### REQUIREMENTS
Transcribe every line exactly. Leave the pictures behind.

### SOURCE EXCERPT
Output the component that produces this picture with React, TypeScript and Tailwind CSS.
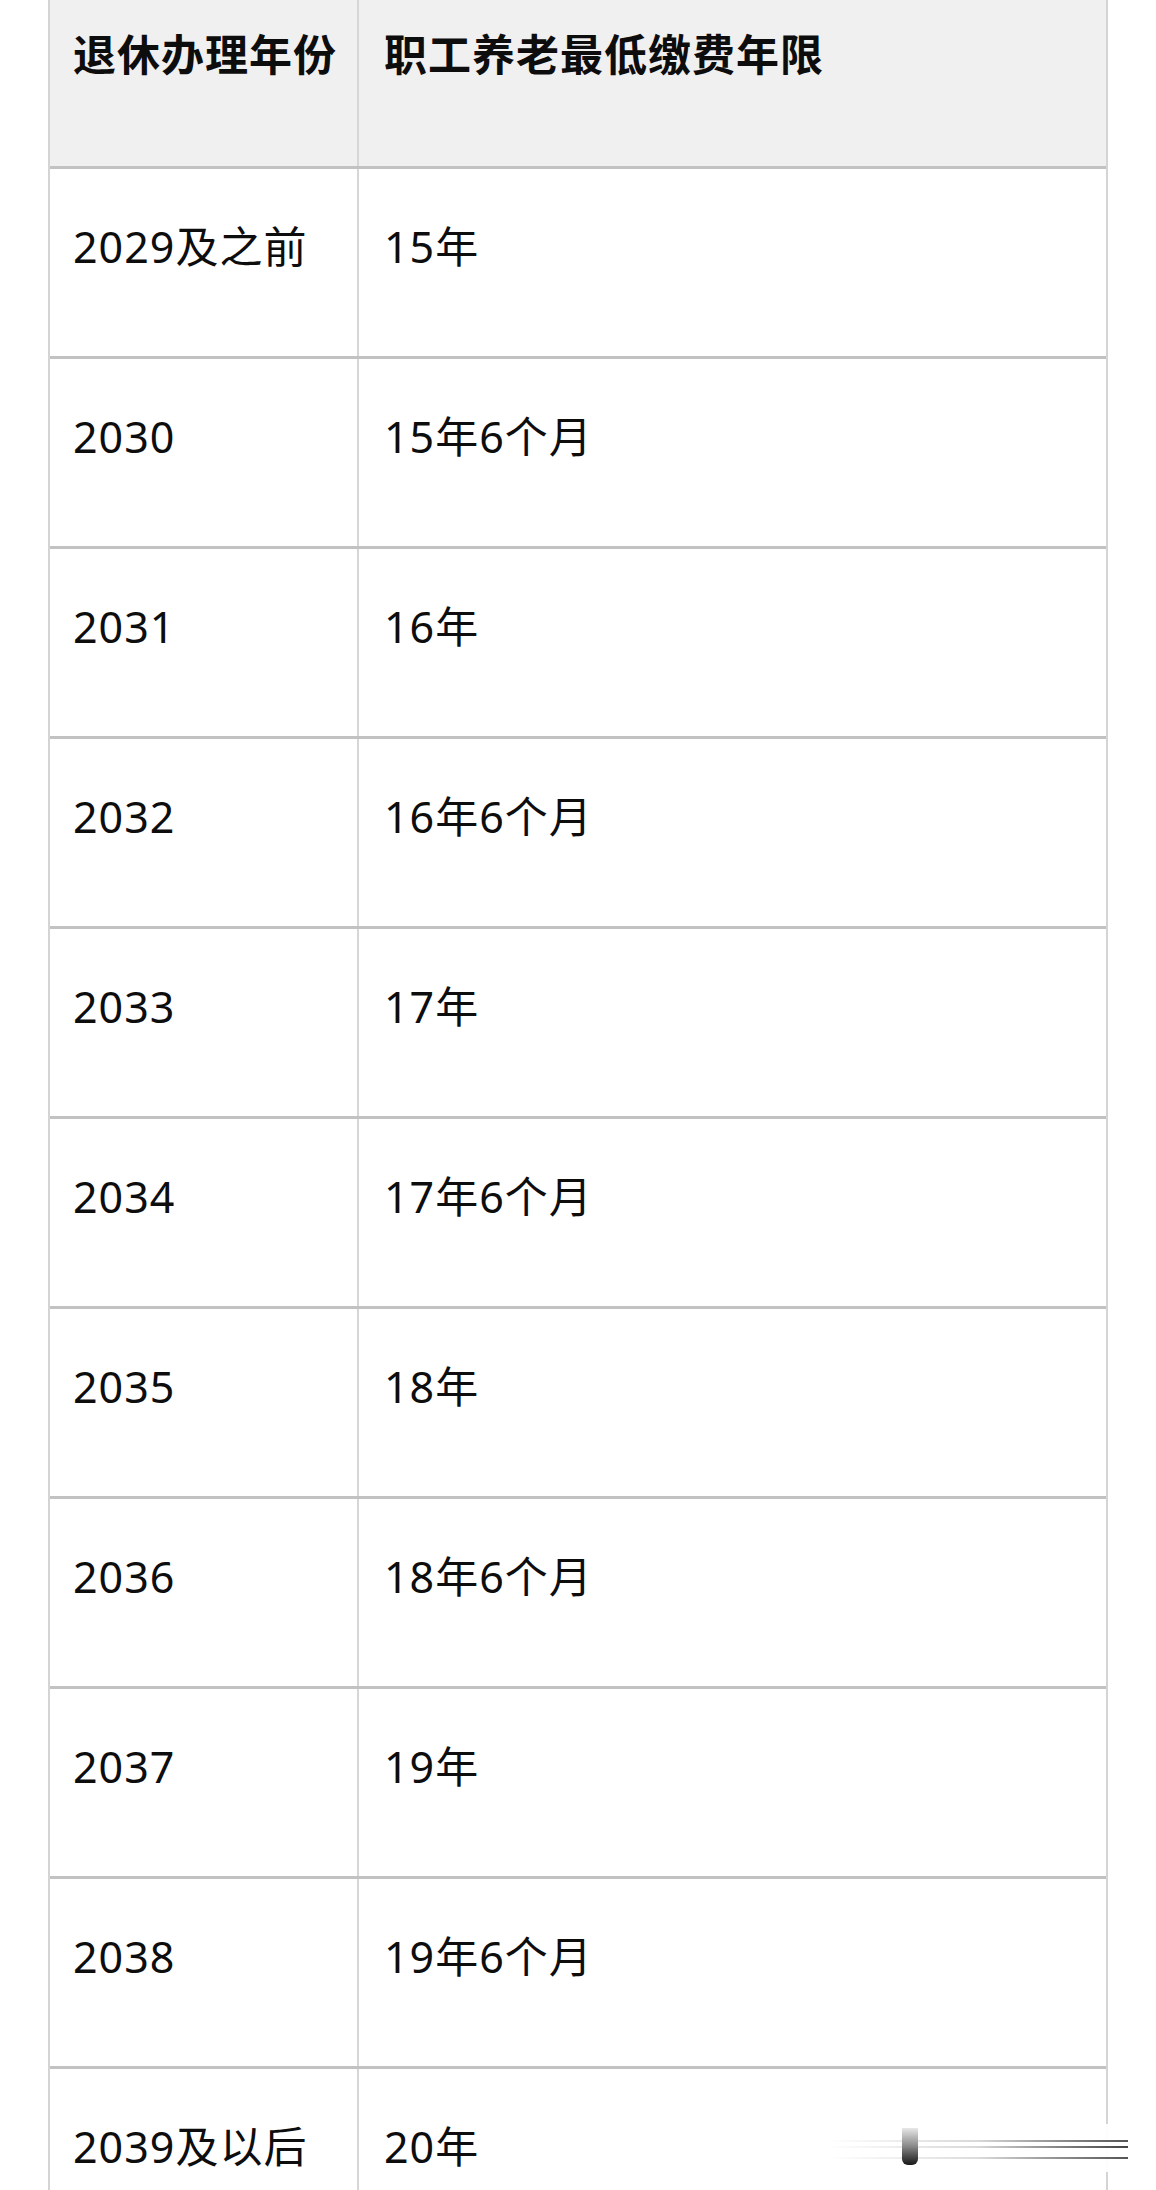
import React from 'react'

const rows = [
  { year: '2029及之前', span: '15年' },
  { year: '2030', span: '15年6个月' },
  { year: '2031', span: '16年' },
  { year: '2032', span: '16年6个月' },
  { year: '2033', span: '17年' },
  { year: '2034', span: '17年6个月' },
  { year: '2035', span: '18年' },
  { year: '2036', span: '18年6个月' },
  { year: '2037', span: '19年' },
  { year: '2038', span: '19年6个月' },
  { year: '2039及以后', span: '20年' },
]

// blurred share badge sitting over the bottom-right corner of the table
function Watermark() {
  return (
    <div className="absolute left-[822px] top-[2124px] h-[48px] w-[334px] bg-gradient-to-r from-white/0 via-white/95 to-white/95">
      <div className="flex flex-col pl-[6px] pt-[16px]">
        <div className="h-[2px] w-[300px] bg-gradient-to-r from-white/0 via-[#d8d8d8] to-[#555]" />
        <div className="mt-[4px] h-[2px] w-[300px] bg-gradient-to-r from-white/0 via-[#d8d8d8] to-[#444]" />
        <div className="mt-[9px] h-[2px] w-[300px] bg-gradient-to-r from-white/0 via-[#dcdcdc] to-[#555]" />
      </div>
      <div className="absolute left-[80px] top-[4px] h-[37px] w-[16px] rounded-b-[6px] bg-gradient-to-b from-[#e8e8e8] via-[#888] to-[#1a1a1a]" />
    </div>
  )
}

export default function App() {
  return (
    <div
      className="relative h-[2190px] w-[1156px] overflow-hidden bg-white text-[#0d0d0d]"
      style={{ fontFamily: '"Noto Sans", "Noto Sans CJK SC", sans-serif' }}
    >
      <div className="ml-[48px] w-[1060px] border-x-2 border-[#d4d4d4]">
        {/* Header */}
        <div className="flex h-[169px] border-b-[3px] border-[#c2c2c2] bg-[#f0f0f0]">
          <div className="w-[309px] shrink-0 border-r-2 border-[#d6d6d6] pl-[23px] pt-[25px] text-[43px] font-bold leading-[60px] tracking-[1px]">
            退休办理年份
          </div>
          <div className="flex-1 pl-[25px] pt-[25px] text-[43px] font-bold leading-[60px] tracking-[1px]">
            职工养老最低缴费年限
          </div>
        </div>

        {/* Body */}
        {rows.map((row) => (
          <div key={row.year} className="flex h-[190px] border-b-[3px] border-[#c2c2c2]">
            <div className="w-[309px] shrink-0 border-r-2 border-[#d6d6d6] pl-[23px] pt-[48px] text-[43px] leading-[60px] tracking-[1px]">
              {row.year}
            </div>
            <div className="flex-1 pl-[25px] pt-[48px] text-[43px] leading-[60px] tracking-[1px]">{row.span}</div>
          </div>
        ))}
      </div>

      <Watermark />
    </div>
  )
}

### RESPONSE
Output the component that produces this picture with React, TypeScript and Tailwind CSS.
import React from 'react'

const rows = [
  { year: '2029及之前', span: '15年' },
  { year: '2030', span: '15年6个月' },
  { year: '2031', span: '16年' },
  { year: '2032', span: '16年6个月' },
  { year: '2033', span: '17年' },
  { year: '2034', span: '17年6个月' },
  { year: '2035', span: '18年' },
  { year: '2036', span: '18年6个月' },
  { year: '2037', span: '19年' },
  { year: '2038', span: '19年6个月' },
  { year: '2039及以后', span: '20年' },
]

// blurred share badge sitting over the bottom-right corner of the table
function Watermark() {
  return (
    <div className="absolute left-[822px] top-[2124px] h-[48px] w-[334px] bg-gradient-to-r from-white/0 via-white/95 to-white/95">
      <div className="flex flex-col pl-[6px] pt-[16px]">
        <div className="h-[2px] w-[300px] bg-gradient-to-r from-white/0 via-[#d8d8d8] to-[#555]" />
        <div className="mt-[4px] h-[2px] w-[300px] bg-gradient-to-r from-white/0 via-[#d8d8d8] to-[#444]" />
        <div className="mt-[9px] h-[2px] w-[300px] bg-gradient-to-r from-white/0 via-[#dcdcdc] to-[#555]" />
      </div>
      <div className="absolute left-[80px] top-[4px] h-[37px] w-[16px] rounded-b-[6px] bg-gradient-to-b from-[#e8e8e8] via-[#888] to-[#1a1a1a]" />
    </div>
  )
}

export default function App() {
  return (
    <div
      className="relative h-[2190px] w-[1156px] overflow-hidden bg-white text-[#0d0d0d]"
      style={{ fontFamily: '"Noto Sans", "Noto Sans CJK SC", sans-serif' }}
    >
      <div className="ml-[48px] w-[1060px] border-x-2 border-[#d4d4d4]">
        {/* Header */}
        <div className="flex h-[169px] border-b-[3px] border-[#c2c2c2] bg-[#f0f0f0]">
          <div className="w-[309px] shrink-0 border-r-2 border-[#d6d6d6] pl-[23px] pt-[25px] text-[43px] font-bold leading-[60px] tracking-[1px]">
            退休办理年份
          </div>
          <div className="flex-1 pl-[25px] pt-[25px] text-[43px] font-bold leading-[60px] tracking-[1px]">
            职工养老最低缴费年限
          </div>
        </div>

        {/* Body */}
        {rows.map((row) => (
          <div key={row.year} className="flex h-[190px] border-b-[3px] border-[#c2c2c2]">
            <div className="w-[309px] shrink-0 border-r-2 border-[#d6d6d6] pl-[23px] pt-[48px] text-[43px] leading-[60px] tracking-[1px]">
              {row.year}
            </div>
            <div className="flex-1 pl-[25px] pt-[48px] text-[43px] leading-[60px] tracking-[1px]">{row.span}</div>
          </div>
        ))}
      </div>

      <Watermark />
    </div>
  )
}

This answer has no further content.